Of course, it is impossible to make this case as long as one is tacitly accepting or kowtowing before the premise that the federal government is responsible for the general material well-being of the society. In other words, a quasi-conservative variant of progressivism is progressive all the same.
Canada’s present-day Conservative Party was a rechristened version of the country’s previous, longstanding “right wing” faction, which was literally named the Progressive Conservative Party. That old party name, though seemingly oxymoronic, was actually more truthful as a representation of what modern mainstream “conservatism” really amounts to in practice: the advocacy of market-oriented means of achieving socialistic ends. (The leading advocates of this perspective in Canada used to be aptly dubbed “Red Tories.”) It should not be difficult to see that once one accepts the basic social premise of the socialists — government control of the economy is required for the sake of the collective good — tax cuts and entitlement reform can never be a winning position without the reassurance that the benefits of these policy changes will ultimately achieve socialist goals more effectively than actual socialism could do it. So that is precisely the case “conservative” parties, such as today’s Republican Party, are invariably reduced to making.
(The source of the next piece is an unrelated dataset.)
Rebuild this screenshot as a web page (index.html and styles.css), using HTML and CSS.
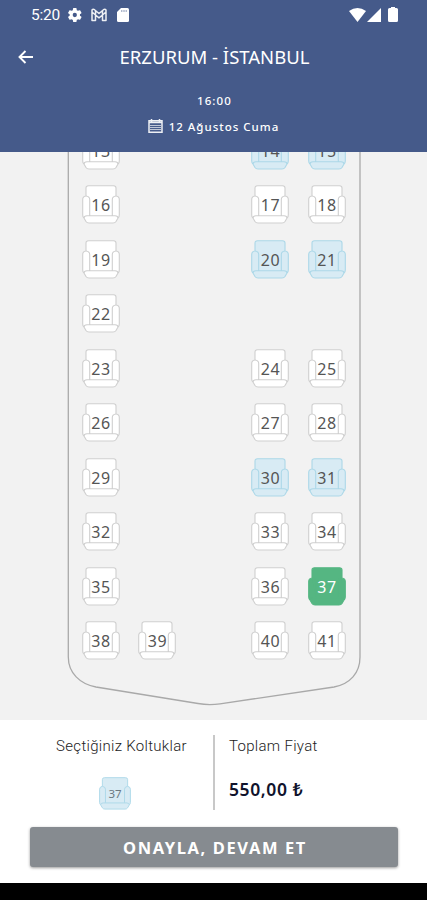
FILE: index.html
```html
<!DOCTYPE html>
<html lang="tr">
<head>
    <meta charset="UTF-8">
    <meta name="viewport" content="width=device-width, initial-scale=1.0">
    <title>Koltuk Seçimi</title>
    <link rel="stylesheet" href="styles.css">
</head>
<body>
    <svg class="symbols" width="0" height="0">
        <symbol id="seat" viewBox="0 0 38 39">
            <path class="whole" d="M6.500 .7H31.500Q34 .7 34 3V11Q37.300 11.500 37.300 14.500V30Q37.300 32 36 33L34 36.500Q33 38 31 38H7Q5 38 4 36.500L2 33Q.7 32 .7 30V14.500Q.7 11.500 4 11V3Q4 .7 6.500 .7Z"/>
            <path class="line" d="M4 11Q7.700 11.500 7.700 14.500V30.500M34 11Q30.300 11.500 30.300 14.500V30.500M2 33Q2 30.700 5 30.700H33Q36 30.700 36 33"/>
        </symbol>
    </svg>

    <div class="status-bar">
        <div class="status-left">
            <span class="clock">5:20</span>
            <svg class="gear" width="16" height="16" viewBox="0 0 24 24"><path fill="#fff" fill-rule="evenodd" d="M19.400 13a7.600 7.600 0 0 0 0-2l2.200-1.700a.5.500 0 0 0 .1-.6l-2.100-3.700a.5.500 0 0 0-.6-.2l-2.600 1a7.700 7.700 0 0 0-1.700-1l-.4-2.700A.5.500 0 0 0 13.800 1.600h-4.200a.5.500 0 0 0-.5.500l-.4 2.700c-.6.200-1.200.6-1.700 1l-2.600-1a.5.500 0 0 0-.6.200L1.700 8.700a.5.500 0 0 0 .1.600L4 11a7.600 7.600 0 0 0 0 2l-2.200 1.700a.5.500 0 0 0-.1.600l2.100 3.700c.1.200.4.300.6.200l2.600-1c.5.400 1.100.8 1.700 1l.4 2.700c0 .3.200.5.500.5h4.200c.3 0 .5-.2.500-.5l.4-2.700c.6-.2 1.200-.6 1.700-1l2.600 1c.2.100.5 0 .6-.2l2.100-3.700a.5.500 0 0 0-.1-.6ZM11.700 15.200a3.200 3.200 0 1 1 0-6.400 3.200 3.200 0 0 1 0 6.400Z"/></svg>
            <svg class="mail" width="16" height="14" viewBox="0 0 16 14"><path fill="none" stroke="#fff" stroke-opacity=".9" stroke-width="1.500" stroke-linejoin="round" d="M1 12.500V2Q2 .8 3.500 1.700L8 5.500 12.500 1.700Q14 .8 15 2V12.500H11.500V7L8 9.800 4.500 7V12.500ZM1 4L4.500 7V3M15 4L11.500 7V3"/></svg>
            <svg class="card" width="12" height="14" viewBox="0 0 12 14"><path fill="#fff" d="M4 0H10.500Q12 0 12 1.500V12.500Q12 14 10.500 14H1.500Q0 14 0 12.500V4Z"/><path stroke="#455a8a" stroke-opacity=".6" stroke-width="1" d="M4.800 2v2M7 2v2M9.200 2v2"/></svg>
        </div>
        <div class="status-right">
            <svg width="17" height="14" viewBox="0 0 17 14"><path fill="#fff" d="M0 3Q8.500-3 17 3L8.500 14Z"/></svg>
            <svg width="14" height="14" viewBox="0 0 14 14"><path fill="#fff" d="M14 0V14H0Z"/></svg>
            <svg class="battery" width="10" height="15" viewBox="0 0 10 15"><path fill="#fff" d="M3 0H7V1H8.500Q10 1 10 2.500V13.500Q10 15 8.500 15H1.500Q0 15 0 13.500V2.500Q0 1 1.500 1H3Z"/></svg>
        </div>
    </div>

    <header>
        <div class="title-row">
            <svg class="back" width="16" height="14" viewBox="0 0 16 14"><path fill="none" stroke="#fff" stroke-width="1.900" d="M15 7H2M7.500 1L1.500 7l6 6"/></svg>
            <h1>ERZURUM - İSTANBUL</h1>
        </div>
        <div class="time">16:00</div>
        <div class="date">
            <svg width="15" height="14" viewBox="0 0 15 14"><path fill="none" stroke="#fff" stroke-opacity=".9" stroke-width="1.500" d="M1 1.800H14V13.200H1ZM1 3.500H14M3.500 0V3M11.500 0V3"/><path stroke="#fff" stroke-opacity=".65" stroke-width="1.200" d="M2 6.500h11M2 8.500h11M2 10.500h11"/></svg>
            <span>12 Ağustos Cuma</span>
        </div>
    </header>

    <main>
        <svg class="bus" width="427" height="568" viewBox="0 152 427 568"><path fill="none" stroke="#a9a9a9" stroke-width="1.300" d="M68.300 151V657C68.300 673 80 684 96 687L198 703.500Q209 705.500 220 703.800L334 687C350 684 360 673 360 657V151"/></svg>
        <div class="seats" id="seats"></div>
    </main>

    <footer>
        <div class="summary">
            <div class="chosen">
                <p>Seçtiğiniz Koltuklar</p>
                <div class="seat taken small"><svg><use href="#seat"/></svg><span>37</span></div>
            </div>
            <div class="total">
                <p>Toplam Fiyat</p>
                <strong>550,00 ₺</strong>
            </div>
        </div>
        <button type="button">ONAYLA, DEVAM ET</button>
    </footer>
    <div class="nav-bar"></div>

    <script>
        // 0 = empty place
        const rows = [
            [13, 0, 14, 15],
            [16, 0, 17, 18],
            [19, 0, 20, 21],
            [22, 0, 0, 0],
            [23, 0, 24, 25],
            [26, 0, 27, 28],
            [29, 0, 30, 31],
            [32, 0, 33, 34],
            [35, 0, 36, 37],
            [38, 39, 40, 41]
        ];
        const taken = [14, 15, 20, 21, 30, 31];
        const selected = [37];
        const seats = document.getElementById('seats');

        rows.forEach(row => {
            row.forEach((no, i) => {
                if (i === 2) {
                    seats.appendChild(document.createElement('div')); // aisle
                }
                const seat = document.createElement('div');
                if (no) {
                    seat.className = 'seat';
                    if (taken.includes(no)) seat.classList.add('taken');
                    if (selected.includes(no)) seat.classList.add('selected');
                    seat.innerHTML = `<svg><use href="#seat"/></svg><span>${no}</span>`;
                }
                seats.appendChild(seat);
            });
        });
    </script>
</body>
</html>
```
FILE: styles.css
```css
* {
    box-sizing: border-box;
}

body {
    margin: 0;
    width: 427px;
    height: 900px;
    display: flex;
    flex-direction: column;
    overflow: hidden;
    background-color: #fff;
    font-family: "Noto Sans", "Open Sans", sans-serif;
}

svg {
    display: block;
    flex: none;
}

.symbols {
    display: none;
}

/* status bar */
.status-bar {
    height: 30px;
    flex: none;
    display: flex;
    justify-content: space-between;
    padding: 0 29px 0 31px;
    background-color: #455a8a;
    color: #fff;
}

.status-left,
.status-right {
    display: flex;
    align-items: center;
}

.clock {
    width: 36px;
    font-family: Roboto, sans-serif;
    font-size: 15.5px;
    letter-spacing: -0.2px;
}

.mail {
    margin: 0 10px 0 8px;
}

.status-right {
    gap: 1px;
    padding-bottom: 1px;
}

.battery {
    margin-left: 6px;
}

/* header */
header {
    height: 122px;
    flex: none;
    background-color: #455a8a;
    color: #fff;
    text-align: center;
}

.title-row {
    height: 54px;
    display: flex;
    align-items: center;
    padding: 0 18px;
}

h1 {
    flex: 1;
    margin: -2px 14px 0 0;
    font-size: 18.5px;
    font-weight: 400;
}

.time {
    height: 33px;
    line-height: 33px;
    padding-left: 2px;
    font-size: 11.5px;
    font-weight: 500;
    letter-spacing: 1.1px;
}

.date {
    display: flex;
    align-items: center;
    justify-content: center;
    gap: 6px;
    height: 18px;
    font-size: 11.5px;
    font-weight: 500;
    letter-spacing: 1px;
}

/* seat map */
main {
    height: 568px;
    flex: none;
    display: grid;
    overflow: hidden;
    background-color: #f2f2f2;
}

.bus,
.seats {
    grid-area: 1 / 1;
}

.seats {
    display: grid;
    grid-template-columns: repeat(5, 38px);
    grid-auto-rows: 38.5px;
    column-gap: 18.5px;
    row-gap: 15.95px;
    margin: -22px 0 0 81.900px;
}

.seat {
    display: grid;
    width: 38px;
    height: 39px;
}

.seat svg,
.seat span {
    grid-area: 1 / 1;
    width: 100%;
    height: 100%;
}

.seat svg {
    fill: #fff;
    stroke: #cfcfcf;
    stroke-width: 1.1;
}

.seat .line {
    fill: none;
}

.seat span {
    padding-top: 1px;
    text-align: center;
    line-height: 40px;
    font-size: 16px;
    letter-spacing: 0.5px;
    color: #555;
}

.seat.taken svg {
    fill: #d8ebf4;
    stroke: #acd8e8;
}

.seat.selected svg {
    fill: #55b682;
    stroke: #55b682;
}

.seat.selected span {
    color: #fff;
}

/* bottom panel */
footer {
    height: 163px;
    flex: none;
    padding: 15px 29px 0 30px;
    background-color: #fff;
}

.summary {
    display: grid;
    grid-template-columns: 183px 1fr;
    height: 74px;
}

.summary p {
    margin: 0;
    line-height: 22px;
    font-family: Roboto, sans-serif;
    font-size: 15px;
    font-weight: 300;
    letter-spacing: 0.3px;
    color: #222;
}

.chosen {
    display: flex;
    flex-direction: column;
    align-items: center;
}

.chosen p {
    white-space: nowrap;
}

.seat.small {
    width: 32px;
    height: 33px;
    margin: 20px 13px 0 0;
}

.seat.small span {
    padding-top: 0;
    line-height: 33px;
    font-size: 11.5px;
    letter-spacing: 0;
    color: #6b7a82;
}

.total {
    padding-left: 14px;
    border-left: 2px solid #c8c8c8;
}

.total strong {
    display: block;
    margin-top: 20px;
    line-height: 24px;
    font-size: 17.5px;
    font-weight: 600;
    letter-spacing: 0.6px;
    color: #10132c;
}

button {
    display: block;
    width: 368px;
    height: 40px;
    margin-top: 18px;
    padding: 0 0 0 2px;
    border: none;
    border-radius: 3px;
    background-color: #868b90;
    box-shadow: 0 1px 3px rgba(0, 0, 0, 0.4);
    color: #fff;
    font-family: inherit;
    font-size: 16.5px;
    font-weight: 700;
    letter-spacing: 1.6px;
}

.nav-bar {
    flex: 1;
    background-color: #000;
}
```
“Revenue neutral,” as a rhetorical point or promise, means nothing but “Don’t worry, we don’t want to fundamentally change the relationship between the federal government and the private citizen, but only to make the whole progressive system work more efficiently, so that everyone gets more benefits than ever.”
A real conservative faction would not be ballyhooing tax cuts while carefully avoiding or obscuring significant entitlement “reform.” A real conservative faction would be shouting from the rooftops, “Spending cuts equal the shrinkage or elimination of federal entitlement programs, which equals a reduction in government control of your life, which equals more liberty. Oh, and as an additional benefit, reducing our authoritarian micromanagement of your life means we’ll also need less of your money in the form of confiscatory taxation, so we’ll be able to start reducing that gross infraction against your liberty as well.”
If any mainstream faction ever has the courage — the real courage — to present that case to the population, then you can get excited about voting again, because you will know that for once your vote is actually a meaningful expression of your desire to live in free society.
For the meantime, I guess Americans are supposed to get all excited about their tax cut, “It’s the economy, stupid,” “Make America great again,” and all that. Wahoo — a wealthier progressive collective! Welcome to China 2.0.
Sorry, I don’t like raining on parades, I really don’t. But I also don’t believe in calling rain sunshine just because it sounds nicer.